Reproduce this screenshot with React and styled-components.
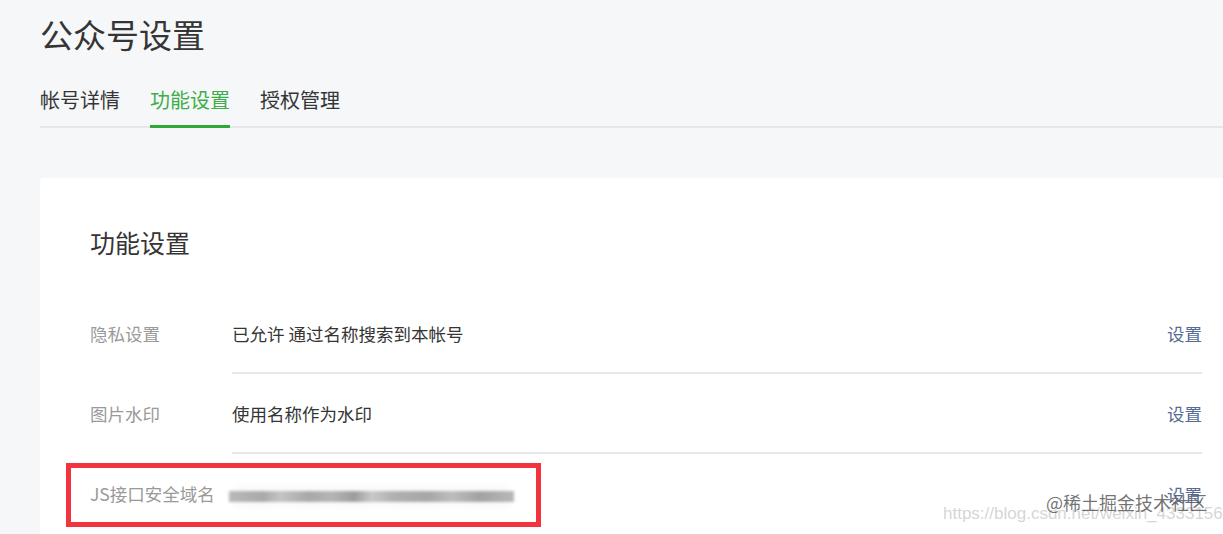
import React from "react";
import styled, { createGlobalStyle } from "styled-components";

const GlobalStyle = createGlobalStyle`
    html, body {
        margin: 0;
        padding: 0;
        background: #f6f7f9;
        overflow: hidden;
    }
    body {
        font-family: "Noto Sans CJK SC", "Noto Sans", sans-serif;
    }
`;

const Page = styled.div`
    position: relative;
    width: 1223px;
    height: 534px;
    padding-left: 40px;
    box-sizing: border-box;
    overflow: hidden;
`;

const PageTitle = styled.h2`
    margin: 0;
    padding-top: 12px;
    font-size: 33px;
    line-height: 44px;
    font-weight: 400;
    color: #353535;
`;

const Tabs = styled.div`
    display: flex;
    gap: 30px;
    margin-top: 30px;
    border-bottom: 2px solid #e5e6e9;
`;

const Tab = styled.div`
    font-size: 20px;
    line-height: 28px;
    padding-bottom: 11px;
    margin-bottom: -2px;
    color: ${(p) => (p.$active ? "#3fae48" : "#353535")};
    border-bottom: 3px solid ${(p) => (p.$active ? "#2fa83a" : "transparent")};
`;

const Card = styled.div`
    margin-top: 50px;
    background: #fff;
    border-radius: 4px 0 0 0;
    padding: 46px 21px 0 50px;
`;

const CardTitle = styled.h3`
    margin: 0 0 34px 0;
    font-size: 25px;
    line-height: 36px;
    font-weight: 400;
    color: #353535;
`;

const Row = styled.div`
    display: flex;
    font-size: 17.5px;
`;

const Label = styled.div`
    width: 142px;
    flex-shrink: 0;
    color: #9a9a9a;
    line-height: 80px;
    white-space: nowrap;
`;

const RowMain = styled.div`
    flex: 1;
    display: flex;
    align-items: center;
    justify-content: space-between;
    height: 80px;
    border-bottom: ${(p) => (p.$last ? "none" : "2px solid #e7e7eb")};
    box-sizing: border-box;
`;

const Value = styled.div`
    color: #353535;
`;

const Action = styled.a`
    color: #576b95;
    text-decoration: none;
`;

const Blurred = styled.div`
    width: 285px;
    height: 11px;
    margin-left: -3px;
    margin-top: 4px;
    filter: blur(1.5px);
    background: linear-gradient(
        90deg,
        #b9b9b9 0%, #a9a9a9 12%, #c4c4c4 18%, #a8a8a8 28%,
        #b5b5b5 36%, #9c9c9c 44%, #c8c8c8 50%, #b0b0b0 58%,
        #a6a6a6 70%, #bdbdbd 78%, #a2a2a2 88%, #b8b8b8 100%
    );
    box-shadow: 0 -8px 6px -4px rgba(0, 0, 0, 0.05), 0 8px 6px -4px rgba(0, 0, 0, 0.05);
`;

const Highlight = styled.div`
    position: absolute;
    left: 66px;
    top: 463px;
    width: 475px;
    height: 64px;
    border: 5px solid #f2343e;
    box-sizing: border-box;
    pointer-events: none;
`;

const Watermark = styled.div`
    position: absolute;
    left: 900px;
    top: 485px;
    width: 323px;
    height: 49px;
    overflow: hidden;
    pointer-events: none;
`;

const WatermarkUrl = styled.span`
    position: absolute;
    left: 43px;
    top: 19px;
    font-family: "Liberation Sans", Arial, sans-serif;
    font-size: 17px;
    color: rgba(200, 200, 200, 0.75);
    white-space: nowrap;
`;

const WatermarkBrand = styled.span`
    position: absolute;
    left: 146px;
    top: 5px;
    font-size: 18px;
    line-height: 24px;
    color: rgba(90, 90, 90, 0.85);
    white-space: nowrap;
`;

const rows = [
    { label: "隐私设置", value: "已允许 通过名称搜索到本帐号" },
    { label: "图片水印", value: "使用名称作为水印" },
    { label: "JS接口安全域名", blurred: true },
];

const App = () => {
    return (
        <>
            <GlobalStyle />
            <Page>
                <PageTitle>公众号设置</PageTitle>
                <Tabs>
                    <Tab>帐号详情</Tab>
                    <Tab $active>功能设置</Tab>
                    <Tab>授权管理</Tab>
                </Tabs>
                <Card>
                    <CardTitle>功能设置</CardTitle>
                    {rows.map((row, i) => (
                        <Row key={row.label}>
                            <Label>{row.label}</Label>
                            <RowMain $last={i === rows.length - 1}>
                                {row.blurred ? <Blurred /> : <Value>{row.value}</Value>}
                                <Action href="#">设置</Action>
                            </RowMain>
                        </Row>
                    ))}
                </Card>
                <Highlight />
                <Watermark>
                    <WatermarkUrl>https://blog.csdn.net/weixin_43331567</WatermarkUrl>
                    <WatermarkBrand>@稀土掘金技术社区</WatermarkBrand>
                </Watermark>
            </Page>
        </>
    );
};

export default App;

# # # # # # #

* [Exercise details] Could you repeat all of the material exactly? Pictures should not be copied.

* [Task result]
Reproduce this screenshot with React and styled-components.
import React from "react";
import styled, { createGlobalStyle } from "styled-components";

const GlobalStyle = createGlobalStyle`
    html, body {
        margin: 0;
        padding: 0;
        background: #f6f7f9;
        overflow: hidden;
    }
    body {
        font-family: "Noto Sans CJK SC", "Noto Sans", sans-serif;
    }
`;

const Page = styled.div`
    position: relative;
    width: 1223px;
    height: 534px;
    padding-left: 40px;
    box-sizing: border-box;
    overflow: hidden;
`;

const PageTitle = styled.h2`
    margin: 0;
    padding-top: 12px;
    font-size: 33px;
    line-height: 44px;
    font-weight: 400;
    color: #353535;
`;

const Tabs = styled.div`
    display: flex;
    gap: 30px;
    margin-top: 30px;
    border-bottom: 2px solid #e5e6e9;
`;

const Tab = styled.div`
    font-size: 20px;
    line-height: 28px;
    padding-bottom: 11px;
    margin-bottom: -2px;
    color: ${(p) => (p.$active ? "#3fae48" : "#353535")};
    border-bottom: 3px solid ${(p) => (p.$active ? "#2fa83a" : "transparent")};
`;

const Card = styled.div`
    margin-top: 50px;
    background: #fff;
    border-radius: 4px 0 0 0;
    padding: 46px 21px 0 50px;
`;

const CardTitle = styled.h3`
    margin: 0 0 34px 0;
    font-size: 25px;
    line-height: 36px;
    font-weight: 400;
    color: #353535;
`;

const Row = styled.div`
    display: flex;
    font-size: 17.5px;
`;

const Label = styled.div`
    width: 142px;
    flex-shrink: 0;
    color: #9a9a9a;
    line-height: 80px;
    white-space: nowrap;
`;

const RowMain = styled.div`
    flex: 1;
    display: flex;
    align-items: center;
    justify-content: space-between;
    height: 80px;
    border-bottom: ${(p) => (p.$last ? "none" : "2px solid #e7e7eb")};
    box-sizing: border-box;
`;

const Value = styled.div`
    color: #353535;
`;

const Action = styled.a`
    color: #576b95;
    text-decoration: none;
`;

const Blurred = styled.div`
    width: 285px;
    height: 11px;
    margin-left: -3px;
    margin-top: 4px;
    filter: blur(1.5px);
    background: linear-gradient(
        90deg,
        #b9b9b9 0%, #a9a9a9 12%, #c4c4c4 18%, #a8a8a8 28%,
        #b5b5b5 36%, #9c9c9c 44%, #c8c8c8 50%, #b0b0b0 58%,
        #a6a6a6 70%, #bdbdbd 78%, #a2a2a2 88%, #b8b8b8 100%
    );
    box-shadow: 0 -8px 6px -4px rgba(0, 0, 0, 0.05), 0 8px 6px -4px rgba(0, 0, 0, 0.05);
`;

const Highlight = styled.div`
    position: absolute;
    left: 66px;
    top: 463px;
    width: 475px;
    height: 64px;
    border: 5px solid #f2343e;
    box-sizing: border-box;
    pointer-events: none;
`;

const Watermark = styled.div`
    position: absolute;
    left: 900px;
    top: 485px;
    width: 323px;
    height: 49px;
    overflow: hidden;
    pointer-events: none;
`;

const WatermarkUrl = styled.span`
    position: absolute;
    left: 43px;
    top: 19px;
    font-family: "Liberation Sans", Arial, sans-serif;
    font-size: 17px;
    color: rgba(200, 200, 200, 0.75);
    white-space: nowrap;
`;

const WatermarkBrand = styled.span`
    position: absolute;
    left: 146px;
    top: 5px;
    font-size: 18px;
    line-height: 24px;
    color: rgba(90, 90, 90, 0.85);
    white-space: nowrap;
`;

const rows = [
    { label: "隐私设置", value: "已允许 通过名称搜索到本帐号" },
    { label: "图片水印", value: "使用名称作为水印" },
    { label: "JS接口安全域名", blurred: true },
];

const App = () => {
    return (
        <>
            <GlobalStyle />
            <Page>
                <PageTitle>公众号设置</PageTitle>
                <Tabs>
                    <Tab>帐号详情</Tab>
                    <Tab $active>功能设置</Tab>
                    <Tab>授权管理</Tab>
                </Tabs>
                <Card>
                    <CardTitle>功能设置</CardTitle>
                    {rows.map((row, i) => (
                        <Row key={row.label}>
                            <Label>{row.label}</Label>
                            <RowMain $last={i === rows.length - 1}>
                                {row.blurred ? <Blurred /> : <Value>{row.value}</Value>}
                                <Action href="#">设置</Action>
                            </RowMain>
                        </Row>
                    ))}
                </Card>
                <Highlight />
                <Watermark>
                    <WatermarkUrl>https://blog.csdn.net/weixin_43331567</WatermarkUrl>
                    <WatermarkBrand>@稀土掘金技术社区</WatermarkBrand>
                </Watermark>
            </Page>
        </>
    );
};

export default App;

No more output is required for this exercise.